In my judgment, this case is solely controlled by the intent of the parties as reflected in the lease. In giving the lessee the option to purchase "fee title," the parties clearly intended to purchase the property for its fair market value unencumbered by the lease. Indeed, it is most unlikely that the lessor would give the lessee an option to buy the property at a price that would be subject to reduction in the event the leasehold interest appreciated in value. Thus, in the absence of specific language to the contrary in the lease, I would hold that the option price would always be computed as if the property were unencumbered by the lease, and I would have joined the dissent in Contos v.
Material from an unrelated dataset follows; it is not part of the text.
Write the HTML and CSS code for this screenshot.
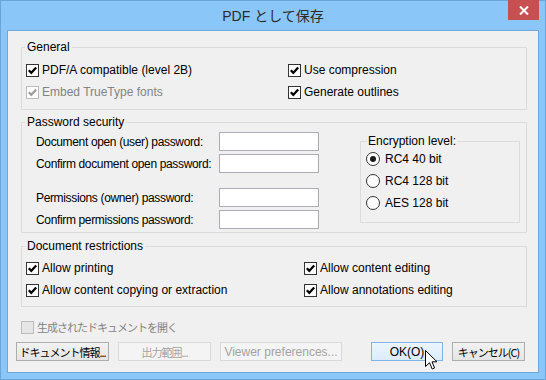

Lipsky, 433 So. 2d 1242 (Fla. 3d DCA 1983). This analysis is also consistent with our recent decision in Valencia Center, Inc. v. Bystrom, 543 So. 2d 214 (Fla. 1989).

OVERTON, J., concurs.

NOTES

[1] "Merger" refers to the process whereby a greater estate (fee simple) and a lesser estate (leasehold), without an intermediate estate, coincide and meet in one person thereby extinguishing the lesser estate into the greater. Black's Law Dictionary 892 (5th ed. 1979). Therefore, the owner will hold the property with an unencumbered title. See Contos v. Lipsky, 433 So. 2d 1242, 1245 (Fla. 3d DCA 1983).

[2] If merger occurred in the present case, Lassiter would have to pay $1,684,000 for the property, as opposed to only paying $275,000 if merger did not occur.